**PROBLEM STATEMENT**
Every line that contains the word "index" should be copied.

**RECORD EXCERPTS**
----

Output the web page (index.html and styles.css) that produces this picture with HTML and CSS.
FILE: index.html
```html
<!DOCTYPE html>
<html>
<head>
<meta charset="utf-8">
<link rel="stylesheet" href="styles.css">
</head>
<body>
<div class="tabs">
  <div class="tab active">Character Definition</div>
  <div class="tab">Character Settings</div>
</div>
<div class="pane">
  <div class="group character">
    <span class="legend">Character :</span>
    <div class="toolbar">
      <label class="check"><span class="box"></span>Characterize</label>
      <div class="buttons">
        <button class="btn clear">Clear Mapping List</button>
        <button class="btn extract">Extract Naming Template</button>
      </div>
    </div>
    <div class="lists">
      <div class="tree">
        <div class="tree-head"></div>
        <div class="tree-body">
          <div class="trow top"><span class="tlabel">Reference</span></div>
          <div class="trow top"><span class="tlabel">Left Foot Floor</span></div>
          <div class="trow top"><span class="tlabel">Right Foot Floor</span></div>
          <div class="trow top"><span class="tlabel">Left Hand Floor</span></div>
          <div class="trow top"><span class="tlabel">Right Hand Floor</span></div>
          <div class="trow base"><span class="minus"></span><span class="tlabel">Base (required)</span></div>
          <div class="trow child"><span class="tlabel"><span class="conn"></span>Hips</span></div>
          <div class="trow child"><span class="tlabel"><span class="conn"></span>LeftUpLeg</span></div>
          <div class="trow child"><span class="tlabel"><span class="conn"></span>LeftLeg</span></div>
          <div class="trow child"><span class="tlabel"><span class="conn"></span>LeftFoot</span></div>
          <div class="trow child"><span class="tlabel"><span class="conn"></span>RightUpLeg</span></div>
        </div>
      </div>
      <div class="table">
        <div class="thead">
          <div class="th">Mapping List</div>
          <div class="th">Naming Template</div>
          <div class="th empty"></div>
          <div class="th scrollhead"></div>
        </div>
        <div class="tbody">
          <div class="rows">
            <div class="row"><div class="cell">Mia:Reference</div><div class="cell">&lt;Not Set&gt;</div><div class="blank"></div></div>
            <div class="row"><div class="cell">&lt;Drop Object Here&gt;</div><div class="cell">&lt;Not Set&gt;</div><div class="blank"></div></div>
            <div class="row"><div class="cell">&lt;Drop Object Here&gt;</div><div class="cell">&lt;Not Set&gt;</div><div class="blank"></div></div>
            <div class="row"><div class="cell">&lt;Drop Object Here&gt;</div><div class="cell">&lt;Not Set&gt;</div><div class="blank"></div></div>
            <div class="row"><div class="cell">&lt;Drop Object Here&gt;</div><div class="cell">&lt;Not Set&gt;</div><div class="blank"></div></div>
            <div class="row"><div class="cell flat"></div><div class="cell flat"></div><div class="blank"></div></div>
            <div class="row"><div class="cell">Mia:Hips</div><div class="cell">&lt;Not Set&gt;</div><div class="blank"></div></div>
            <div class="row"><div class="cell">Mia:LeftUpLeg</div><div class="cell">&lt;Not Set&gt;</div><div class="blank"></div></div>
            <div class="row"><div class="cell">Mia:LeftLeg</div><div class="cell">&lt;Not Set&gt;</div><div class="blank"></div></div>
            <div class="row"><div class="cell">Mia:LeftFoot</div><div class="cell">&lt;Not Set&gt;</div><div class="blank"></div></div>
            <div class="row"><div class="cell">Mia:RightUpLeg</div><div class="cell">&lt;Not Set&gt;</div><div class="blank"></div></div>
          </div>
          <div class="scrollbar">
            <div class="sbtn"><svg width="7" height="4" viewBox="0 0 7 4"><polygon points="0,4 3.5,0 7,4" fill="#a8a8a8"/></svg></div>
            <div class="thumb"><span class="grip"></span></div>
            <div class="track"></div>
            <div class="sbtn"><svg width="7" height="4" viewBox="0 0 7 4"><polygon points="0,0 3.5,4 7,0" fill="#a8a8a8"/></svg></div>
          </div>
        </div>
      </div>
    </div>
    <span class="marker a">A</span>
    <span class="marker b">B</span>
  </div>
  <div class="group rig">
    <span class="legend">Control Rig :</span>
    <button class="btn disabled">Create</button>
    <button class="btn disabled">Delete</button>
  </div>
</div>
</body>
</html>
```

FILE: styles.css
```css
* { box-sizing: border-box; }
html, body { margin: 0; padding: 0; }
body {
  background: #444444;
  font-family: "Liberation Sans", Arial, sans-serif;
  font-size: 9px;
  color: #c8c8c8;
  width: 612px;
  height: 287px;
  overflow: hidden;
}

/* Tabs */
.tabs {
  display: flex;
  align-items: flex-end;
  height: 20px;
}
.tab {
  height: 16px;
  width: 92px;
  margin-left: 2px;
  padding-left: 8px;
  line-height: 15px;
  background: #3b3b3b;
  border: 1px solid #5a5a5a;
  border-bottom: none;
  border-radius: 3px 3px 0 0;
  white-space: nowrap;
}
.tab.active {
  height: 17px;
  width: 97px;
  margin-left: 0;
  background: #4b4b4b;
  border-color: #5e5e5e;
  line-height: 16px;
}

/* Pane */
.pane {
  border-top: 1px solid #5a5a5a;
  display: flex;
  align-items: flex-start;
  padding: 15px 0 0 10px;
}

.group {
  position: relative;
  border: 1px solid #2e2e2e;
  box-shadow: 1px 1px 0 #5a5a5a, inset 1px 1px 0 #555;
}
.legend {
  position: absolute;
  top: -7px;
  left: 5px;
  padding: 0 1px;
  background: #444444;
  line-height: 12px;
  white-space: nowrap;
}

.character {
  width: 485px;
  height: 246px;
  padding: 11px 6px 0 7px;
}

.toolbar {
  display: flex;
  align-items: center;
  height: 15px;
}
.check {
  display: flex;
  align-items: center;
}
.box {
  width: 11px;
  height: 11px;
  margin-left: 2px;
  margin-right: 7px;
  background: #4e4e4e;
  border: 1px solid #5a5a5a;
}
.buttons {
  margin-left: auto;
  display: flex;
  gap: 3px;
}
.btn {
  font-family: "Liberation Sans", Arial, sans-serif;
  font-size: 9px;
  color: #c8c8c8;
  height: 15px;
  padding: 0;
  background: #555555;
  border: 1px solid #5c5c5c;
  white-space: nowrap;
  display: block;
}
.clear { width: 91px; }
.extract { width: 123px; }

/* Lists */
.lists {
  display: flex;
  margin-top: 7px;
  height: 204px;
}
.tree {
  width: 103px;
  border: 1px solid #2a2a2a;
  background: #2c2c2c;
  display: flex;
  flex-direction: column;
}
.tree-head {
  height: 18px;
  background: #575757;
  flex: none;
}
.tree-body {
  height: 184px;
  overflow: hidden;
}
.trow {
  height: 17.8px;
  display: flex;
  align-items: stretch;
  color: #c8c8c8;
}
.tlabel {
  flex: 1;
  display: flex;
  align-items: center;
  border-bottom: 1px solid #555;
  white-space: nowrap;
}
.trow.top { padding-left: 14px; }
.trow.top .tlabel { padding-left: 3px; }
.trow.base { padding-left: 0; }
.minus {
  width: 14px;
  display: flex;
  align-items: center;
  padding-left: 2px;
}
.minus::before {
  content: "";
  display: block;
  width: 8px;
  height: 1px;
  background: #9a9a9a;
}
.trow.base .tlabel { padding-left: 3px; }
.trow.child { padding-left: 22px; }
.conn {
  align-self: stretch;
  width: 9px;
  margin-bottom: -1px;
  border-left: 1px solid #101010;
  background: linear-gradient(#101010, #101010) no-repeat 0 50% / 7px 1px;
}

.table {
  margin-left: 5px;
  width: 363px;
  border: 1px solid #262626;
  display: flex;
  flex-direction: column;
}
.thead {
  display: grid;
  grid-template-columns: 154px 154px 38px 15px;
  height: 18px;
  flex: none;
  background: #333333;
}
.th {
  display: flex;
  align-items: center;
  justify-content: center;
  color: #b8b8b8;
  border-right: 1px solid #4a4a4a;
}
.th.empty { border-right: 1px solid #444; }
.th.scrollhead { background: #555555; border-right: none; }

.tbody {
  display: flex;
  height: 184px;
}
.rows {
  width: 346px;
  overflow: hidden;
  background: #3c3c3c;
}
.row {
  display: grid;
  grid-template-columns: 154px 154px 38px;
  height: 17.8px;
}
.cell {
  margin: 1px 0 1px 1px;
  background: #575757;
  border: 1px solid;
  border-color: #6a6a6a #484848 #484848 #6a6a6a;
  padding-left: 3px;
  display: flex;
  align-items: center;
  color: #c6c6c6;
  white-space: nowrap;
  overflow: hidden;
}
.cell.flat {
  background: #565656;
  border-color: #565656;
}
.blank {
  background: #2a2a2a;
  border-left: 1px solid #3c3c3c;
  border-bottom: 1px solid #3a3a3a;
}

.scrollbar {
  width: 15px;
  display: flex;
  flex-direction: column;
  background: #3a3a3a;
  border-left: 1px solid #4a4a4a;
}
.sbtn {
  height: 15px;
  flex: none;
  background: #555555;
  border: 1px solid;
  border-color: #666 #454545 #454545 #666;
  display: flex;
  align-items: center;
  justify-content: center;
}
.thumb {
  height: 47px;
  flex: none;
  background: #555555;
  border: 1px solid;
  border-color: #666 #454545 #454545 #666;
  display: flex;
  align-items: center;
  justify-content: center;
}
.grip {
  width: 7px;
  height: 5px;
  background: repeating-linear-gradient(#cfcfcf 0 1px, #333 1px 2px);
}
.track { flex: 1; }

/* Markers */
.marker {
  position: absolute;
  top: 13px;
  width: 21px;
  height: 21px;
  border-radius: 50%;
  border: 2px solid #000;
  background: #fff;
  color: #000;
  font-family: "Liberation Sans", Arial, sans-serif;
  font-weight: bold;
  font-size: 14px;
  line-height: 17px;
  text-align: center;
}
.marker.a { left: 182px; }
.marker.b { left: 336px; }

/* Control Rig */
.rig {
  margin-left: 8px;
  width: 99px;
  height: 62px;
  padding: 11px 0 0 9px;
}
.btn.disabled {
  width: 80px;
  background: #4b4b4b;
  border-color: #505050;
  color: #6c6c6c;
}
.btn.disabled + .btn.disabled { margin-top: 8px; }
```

----

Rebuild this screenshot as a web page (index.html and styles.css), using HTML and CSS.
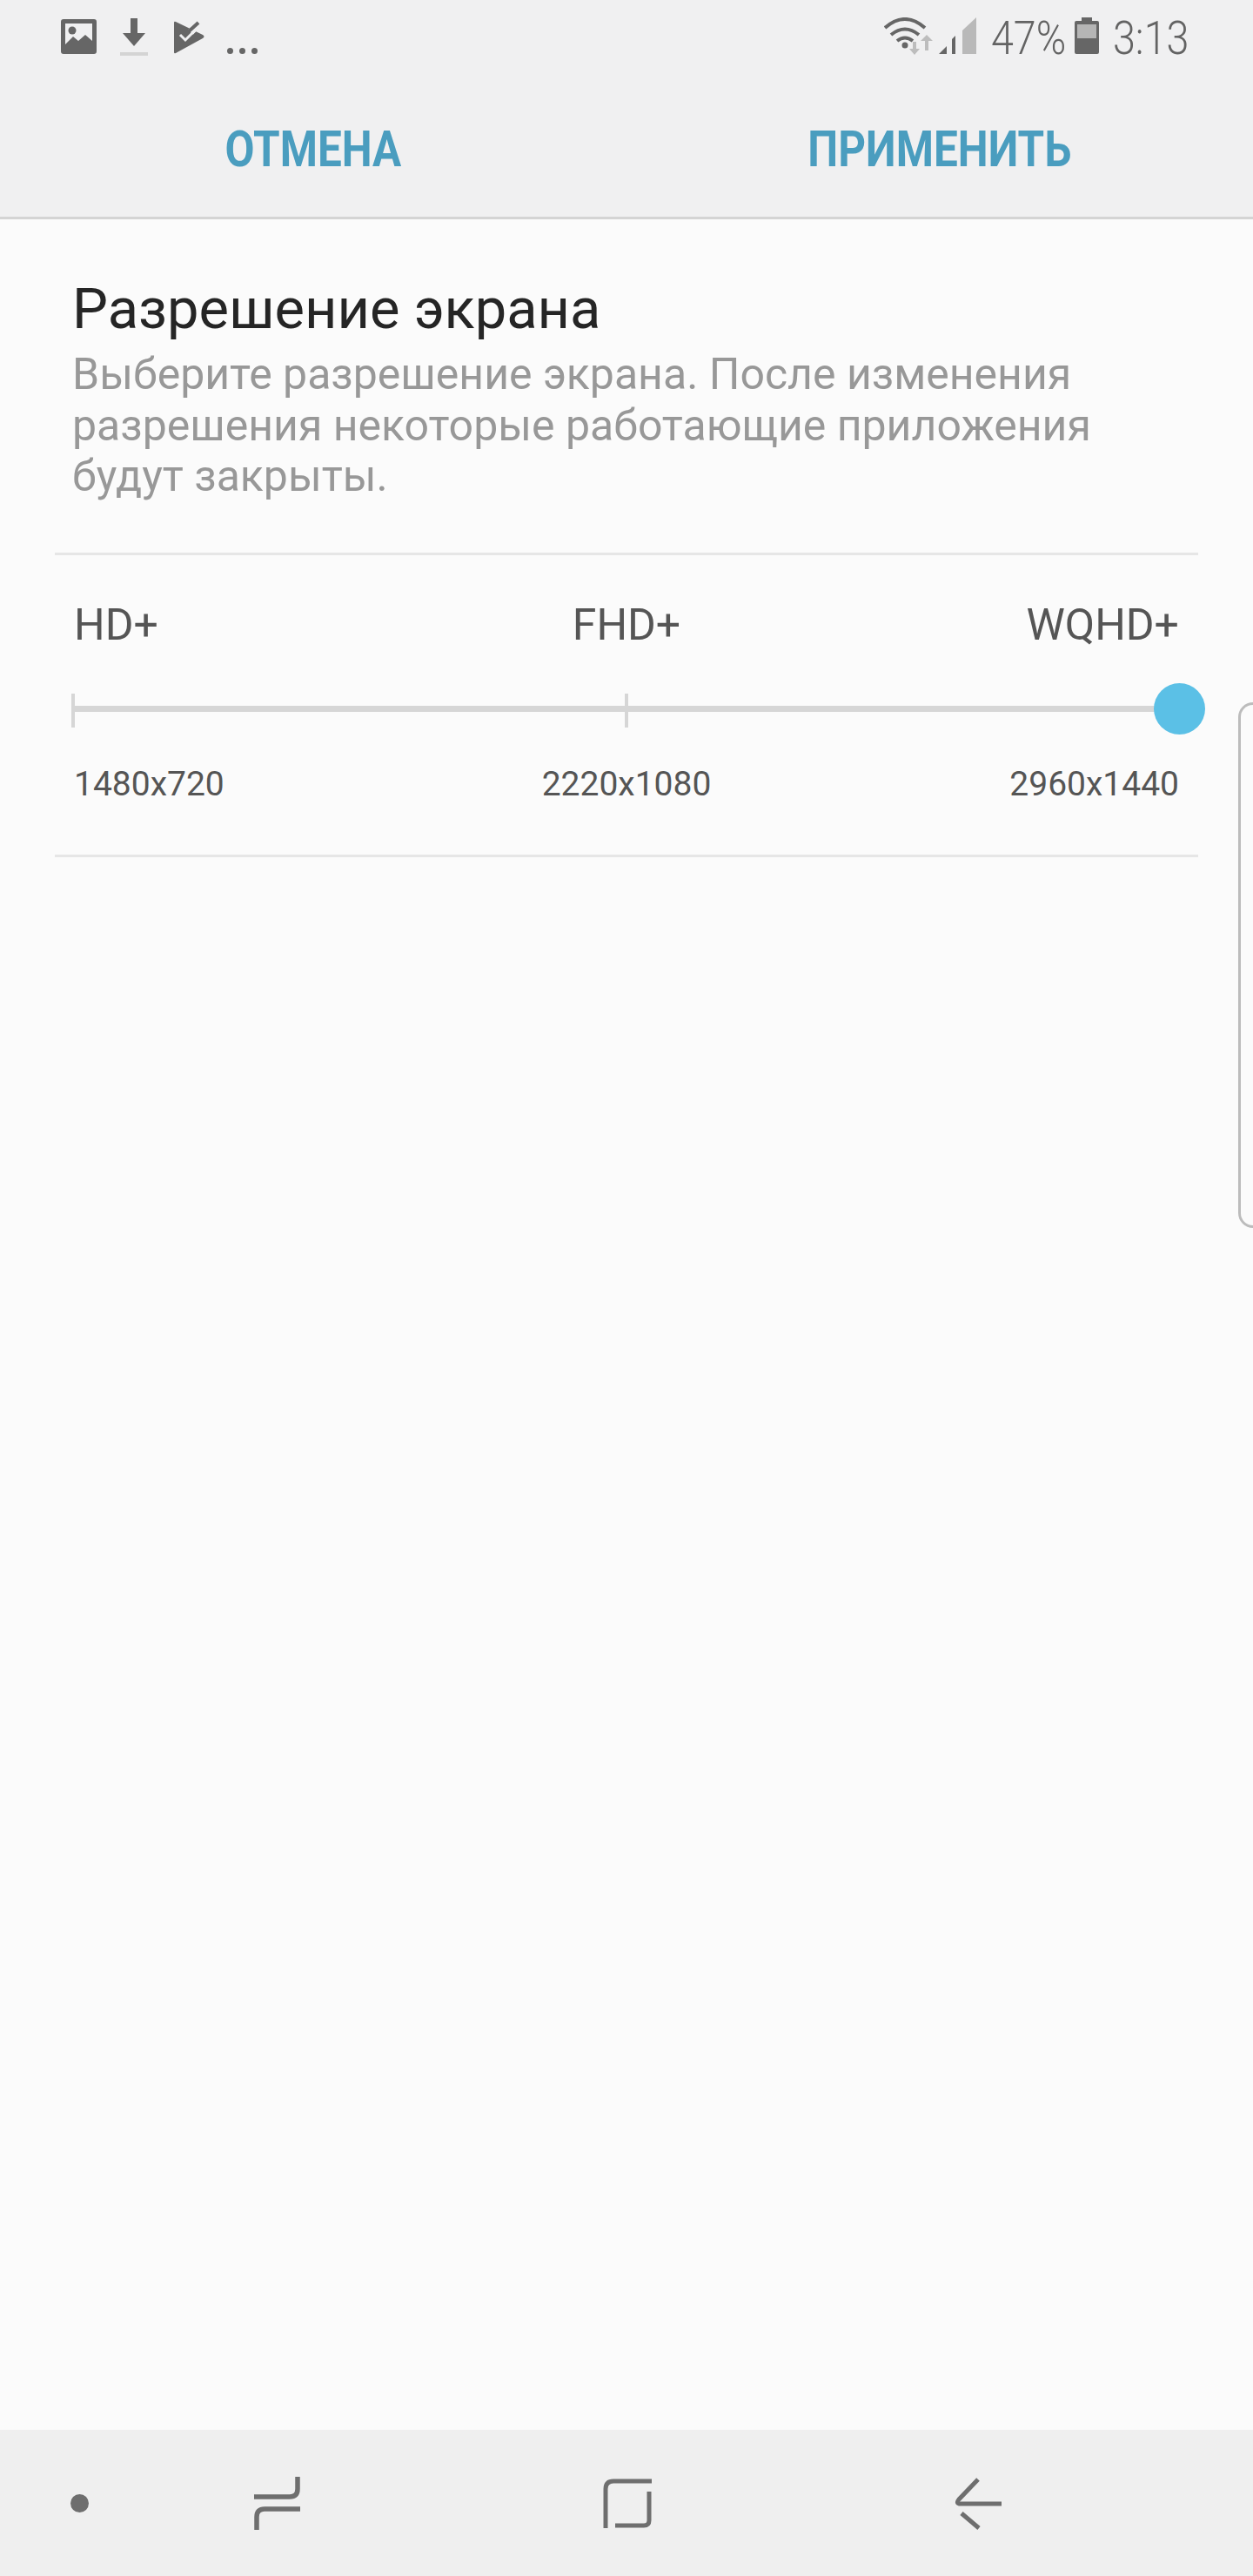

----

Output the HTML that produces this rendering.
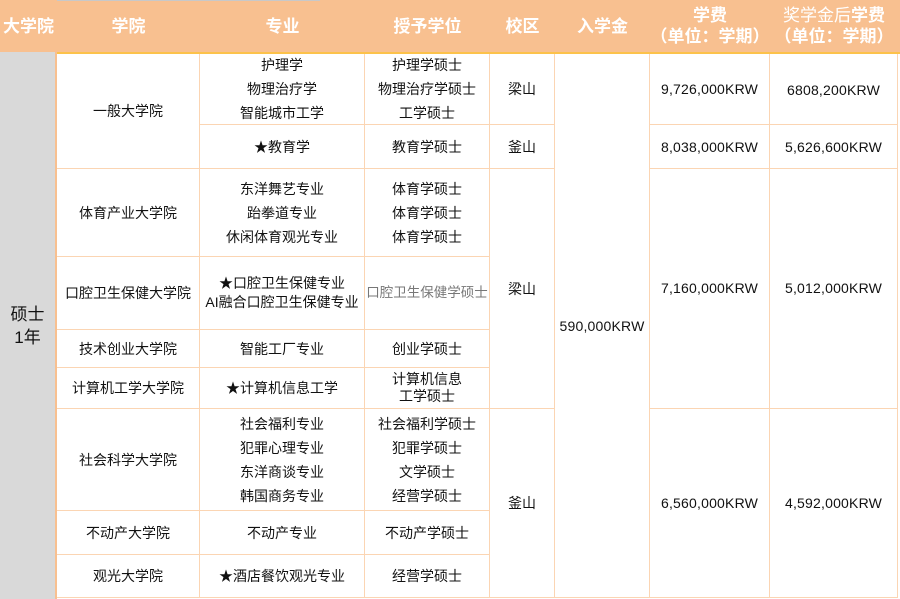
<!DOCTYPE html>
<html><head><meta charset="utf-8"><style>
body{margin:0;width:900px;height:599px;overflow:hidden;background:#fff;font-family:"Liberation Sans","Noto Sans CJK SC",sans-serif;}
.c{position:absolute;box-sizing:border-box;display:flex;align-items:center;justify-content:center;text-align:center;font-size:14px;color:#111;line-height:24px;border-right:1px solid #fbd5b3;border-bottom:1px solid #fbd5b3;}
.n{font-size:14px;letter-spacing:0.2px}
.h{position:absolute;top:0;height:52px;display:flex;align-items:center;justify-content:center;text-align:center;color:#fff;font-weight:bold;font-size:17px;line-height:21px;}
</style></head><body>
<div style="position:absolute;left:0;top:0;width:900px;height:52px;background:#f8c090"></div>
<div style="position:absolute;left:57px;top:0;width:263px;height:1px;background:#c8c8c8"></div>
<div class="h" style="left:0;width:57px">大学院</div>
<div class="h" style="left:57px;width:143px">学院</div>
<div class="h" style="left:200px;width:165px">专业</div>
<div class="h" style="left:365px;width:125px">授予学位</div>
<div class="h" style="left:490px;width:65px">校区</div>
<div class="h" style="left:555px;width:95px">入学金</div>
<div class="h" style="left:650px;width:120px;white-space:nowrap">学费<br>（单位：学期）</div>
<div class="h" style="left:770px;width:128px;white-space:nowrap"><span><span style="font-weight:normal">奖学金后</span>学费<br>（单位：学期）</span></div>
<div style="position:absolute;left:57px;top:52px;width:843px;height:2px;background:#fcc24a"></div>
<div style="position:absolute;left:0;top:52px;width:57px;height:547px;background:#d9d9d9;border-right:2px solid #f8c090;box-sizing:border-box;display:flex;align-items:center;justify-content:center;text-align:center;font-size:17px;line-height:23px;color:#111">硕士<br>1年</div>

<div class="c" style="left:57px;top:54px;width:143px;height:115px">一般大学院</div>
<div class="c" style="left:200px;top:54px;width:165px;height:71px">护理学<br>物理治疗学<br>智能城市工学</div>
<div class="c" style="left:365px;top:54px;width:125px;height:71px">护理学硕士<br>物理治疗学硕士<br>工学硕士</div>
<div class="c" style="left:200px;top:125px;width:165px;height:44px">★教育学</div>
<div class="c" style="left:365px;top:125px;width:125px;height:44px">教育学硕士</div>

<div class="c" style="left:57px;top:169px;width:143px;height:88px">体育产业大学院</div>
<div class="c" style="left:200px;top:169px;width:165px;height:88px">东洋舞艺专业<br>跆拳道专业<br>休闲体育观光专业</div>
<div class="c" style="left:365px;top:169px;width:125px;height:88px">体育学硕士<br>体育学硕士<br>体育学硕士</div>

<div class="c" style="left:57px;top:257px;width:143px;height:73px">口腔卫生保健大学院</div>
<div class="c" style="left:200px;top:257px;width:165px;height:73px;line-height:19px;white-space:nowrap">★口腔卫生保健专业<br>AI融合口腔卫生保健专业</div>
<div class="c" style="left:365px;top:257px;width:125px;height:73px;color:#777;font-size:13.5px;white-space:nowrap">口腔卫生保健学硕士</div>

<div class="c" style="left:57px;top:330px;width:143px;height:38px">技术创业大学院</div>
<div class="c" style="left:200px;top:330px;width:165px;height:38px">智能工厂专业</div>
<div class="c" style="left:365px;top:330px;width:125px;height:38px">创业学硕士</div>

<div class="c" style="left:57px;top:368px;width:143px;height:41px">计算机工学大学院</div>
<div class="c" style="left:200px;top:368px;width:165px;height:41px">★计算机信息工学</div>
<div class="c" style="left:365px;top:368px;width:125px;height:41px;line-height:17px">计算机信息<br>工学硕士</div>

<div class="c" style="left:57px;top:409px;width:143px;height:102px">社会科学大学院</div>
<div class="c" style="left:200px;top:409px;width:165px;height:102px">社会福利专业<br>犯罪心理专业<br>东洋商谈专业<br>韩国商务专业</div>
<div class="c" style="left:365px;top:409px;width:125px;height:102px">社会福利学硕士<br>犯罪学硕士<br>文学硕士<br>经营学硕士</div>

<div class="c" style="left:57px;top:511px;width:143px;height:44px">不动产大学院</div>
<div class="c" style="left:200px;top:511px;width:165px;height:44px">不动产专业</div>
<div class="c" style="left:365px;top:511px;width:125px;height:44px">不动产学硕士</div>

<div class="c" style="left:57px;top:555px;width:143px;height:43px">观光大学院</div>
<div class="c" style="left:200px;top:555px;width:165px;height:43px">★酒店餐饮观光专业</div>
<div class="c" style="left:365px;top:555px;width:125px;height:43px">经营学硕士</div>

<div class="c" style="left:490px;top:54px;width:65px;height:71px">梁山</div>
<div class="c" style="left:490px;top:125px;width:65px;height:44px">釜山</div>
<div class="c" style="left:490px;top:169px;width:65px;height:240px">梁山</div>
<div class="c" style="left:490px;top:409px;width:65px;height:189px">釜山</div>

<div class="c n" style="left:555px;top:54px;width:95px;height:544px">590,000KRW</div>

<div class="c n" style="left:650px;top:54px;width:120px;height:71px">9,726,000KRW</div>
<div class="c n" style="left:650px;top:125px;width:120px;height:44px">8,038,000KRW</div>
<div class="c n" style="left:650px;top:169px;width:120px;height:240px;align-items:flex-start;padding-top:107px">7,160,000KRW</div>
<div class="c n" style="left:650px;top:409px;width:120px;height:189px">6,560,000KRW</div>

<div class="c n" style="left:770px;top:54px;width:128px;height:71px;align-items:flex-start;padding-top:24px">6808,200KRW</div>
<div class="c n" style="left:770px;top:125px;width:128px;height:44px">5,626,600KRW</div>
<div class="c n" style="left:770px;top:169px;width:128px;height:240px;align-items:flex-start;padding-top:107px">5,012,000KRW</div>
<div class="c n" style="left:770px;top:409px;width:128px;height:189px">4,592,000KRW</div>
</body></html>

----

**TASK OUTPUT**
Output the web page (index.html and styles.css) that produces this picture with HTML and CSS.
FILE: index.html
Rebuild this screenshot as a web page (index.html and styles.css), using HTML and CSS.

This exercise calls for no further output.